Passo dopo passo, seguendo il filo d’Arianna dei depositi di denaro e di titoli in banche di mezzo mondo, i magistrati della procura di Siena hanno rintracciato altri 45-50 milioni di euro della cosiddetta “banda del 5%”. Aggiungendo un’altra ipotesi di reato, quella di associazione a delinquere transnazionale finalizzata alla truffa aggravata, a una già vasta casistica che vede come minimo comun denominatore gli affari, grigi o apertamente illeciti, nell’orbita del Monte dei Paschi all’epoca di Giuseppe Mussari e Antonio Vigni.

I destinatari delle ultime informazioni di garanzia sono undici. Alcuni sono vecchie conoscenze degli uffici giudiziari, a partire da Gianluca Baldassarri, ex responsabile dell’area finanza della banca, e dal suo vice Alessandro Toccafondi. Poi ci sono l’ex responsabile della filiale londinese di Mps, Matteo Pontone, e l’ex funzionario Antonio Pantalena. Sono inoltre indagati Fabrizio Cerasani, socio fondatore e direttore della Enigma Securities di Londra, oltre che legale rappresentante della società in Italia, e altri tre broker della Enigma: Maurizio Fabris, David Ionni e Luca Borrone. Per questi otto – gli ultimi tre indagati avrebbero avuto un ruolo minore – i pm Nastasi, Natalini e Grosso avevano chiesto al gip la custodia cautelare in carcere. Segnalando puntualmente il pericolo di inquinamento probatorio, attraverso nuove “schermature” dei proventi della truffa, e di una possibile fuga in paesi dove l’estradizione può essere molto complicata.

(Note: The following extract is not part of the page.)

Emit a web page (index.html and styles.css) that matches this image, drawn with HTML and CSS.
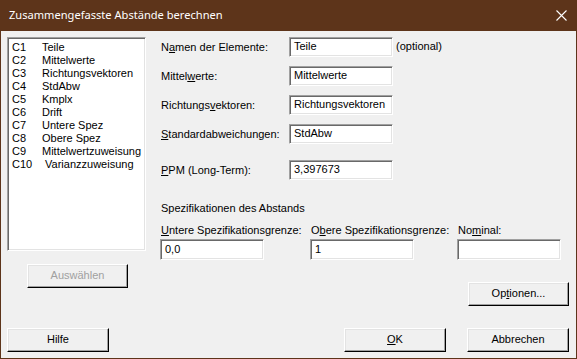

Alle richieste della pubblica accusa, il giudice Ugo Bellini ha risposto con una ordinanza di 35 pagine. Senza concedere gli arresti, ma ammettendo la concreta possibilità di fuga. Di qui il divieto di espatrio per i principali indagati, che ieri all’alba si sono visti arrivare gli uomini del nucleo valutario della Guardia di finanza nelle case e negli uffici di Milano, Monza, Siena, Ravenna, Roma e, naturalmente, Londra. La valutazione del gip Bellini non è comunque piaciuta alla procura, che già nella giornata odierna presenterà un corposo ricorso al tribunale del riesame di Firenze.

I finanzieri e i pm senesi hanno molti buoni motivi per non essere soddisfatti dei mancati arresti. Fra il gennaio e l’ottobre scorso, avevano sequestrato in varie fasi 47 milioni di euro, depositati in istituti di credito italiani ma anche a Lugano, a Londra e perfino a Vanuatu, isola del Pacifico molto cara ai titolari della Enigma Securities. La società di brokeraggio non sarebbe invece coinvolta negli ulteriori 44-50 milioni rintracciati in questi ultimi mesi (grazie a due rogatorie in Svizzera e a San Marino) in altri paradisi fiscali, fra cui Singapore. Anche questa volta sono partite la rogatorie per ottenere la collaborazione delle autorità locali. Ma occorrerà del tempo per i sequestri. E il fatto di avere in libertà i responsabili della presunta truffa non lascia tranquilli gli investigatori, che ben conoscono le competenze “tecniche” degli indagati.

I nomi dei broker coinvolti nelle indagini erano emersi grazie agli scudi fiscali effettuati fra il 2009 e il 2010, attraverso il Monte dei Paschi. Il denaro era stato poi trasferito su conti correnti e dossier titoli aperti alla Allianz Bank Advisor. Di qui il sospetto degli investigatori, poi confermato dai fatti, di contatti diretti e indiretti fra i broker e i dirigenti Mps coinvolti nell’inchiesta. Che vede come principale parte offesa, per una somma complessiva che arriva quasi a 100 milioni di euro, proprio l’istituto di credito senese.